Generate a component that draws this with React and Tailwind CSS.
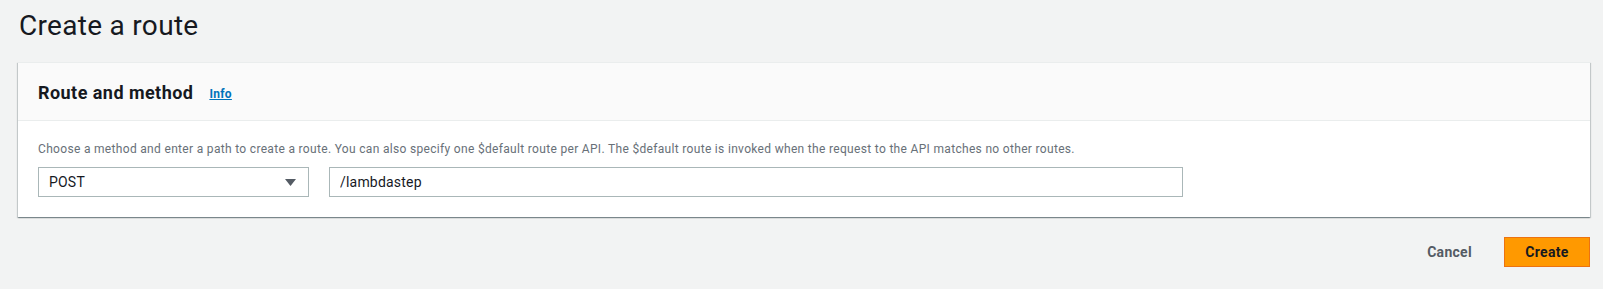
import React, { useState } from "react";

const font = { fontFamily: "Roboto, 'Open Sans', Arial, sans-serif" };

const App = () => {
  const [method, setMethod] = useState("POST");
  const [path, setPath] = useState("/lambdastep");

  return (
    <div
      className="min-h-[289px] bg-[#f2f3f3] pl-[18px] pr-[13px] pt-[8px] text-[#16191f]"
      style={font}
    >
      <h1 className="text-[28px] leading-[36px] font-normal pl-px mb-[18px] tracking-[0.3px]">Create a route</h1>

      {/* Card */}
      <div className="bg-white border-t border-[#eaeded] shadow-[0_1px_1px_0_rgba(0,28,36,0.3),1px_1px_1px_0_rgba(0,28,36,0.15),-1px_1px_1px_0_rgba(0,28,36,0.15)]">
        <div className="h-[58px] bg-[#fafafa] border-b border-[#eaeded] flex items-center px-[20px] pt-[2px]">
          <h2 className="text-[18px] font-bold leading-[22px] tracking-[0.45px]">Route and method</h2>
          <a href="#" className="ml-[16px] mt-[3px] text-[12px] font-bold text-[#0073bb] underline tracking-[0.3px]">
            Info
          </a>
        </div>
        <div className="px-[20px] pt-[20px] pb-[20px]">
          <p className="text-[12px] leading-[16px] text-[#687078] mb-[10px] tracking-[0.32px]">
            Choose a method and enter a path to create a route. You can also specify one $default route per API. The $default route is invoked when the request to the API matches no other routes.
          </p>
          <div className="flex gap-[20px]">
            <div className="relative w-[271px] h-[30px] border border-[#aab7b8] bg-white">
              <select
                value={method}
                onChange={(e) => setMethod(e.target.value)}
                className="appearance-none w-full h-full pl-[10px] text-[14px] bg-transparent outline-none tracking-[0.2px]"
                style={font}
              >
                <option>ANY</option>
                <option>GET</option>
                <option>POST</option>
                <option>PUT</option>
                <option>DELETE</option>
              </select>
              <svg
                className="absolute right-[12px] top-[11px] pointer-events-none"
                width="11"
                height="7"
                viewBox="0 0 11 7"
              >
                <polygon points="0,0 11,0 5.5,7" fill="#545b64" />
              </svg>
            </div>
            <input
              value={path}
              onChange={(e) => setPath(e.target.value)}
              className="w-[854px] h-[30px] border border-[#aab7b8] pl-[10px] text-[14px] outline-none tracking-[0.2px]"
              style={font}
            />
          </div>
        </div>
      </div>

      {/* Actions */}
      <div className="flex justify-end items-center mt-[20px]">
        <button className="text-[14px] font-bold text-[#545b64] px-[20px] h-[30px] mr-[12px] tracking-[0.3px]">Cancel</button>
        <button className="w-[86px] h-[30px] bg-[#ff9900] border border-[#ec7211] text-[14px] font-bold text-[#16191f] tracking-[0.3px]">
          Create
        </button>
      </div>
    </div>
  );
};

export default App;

━━━━

### Task brief
Begin at the first line of the material and copy each line exactly through the one containing "const [path, setPath]". Omit pictures.

### Response
Generate a component that draws this with React and Tailwind CSS.
import React, { useState } from "react";

const font = { fontFamily: "Roboto, 'Open Sans', Arial, sans-serif" };

const App = () => {
  const [method, setMethod] = useState("POST");
  const [path, setPath] = useState("/lambdastep");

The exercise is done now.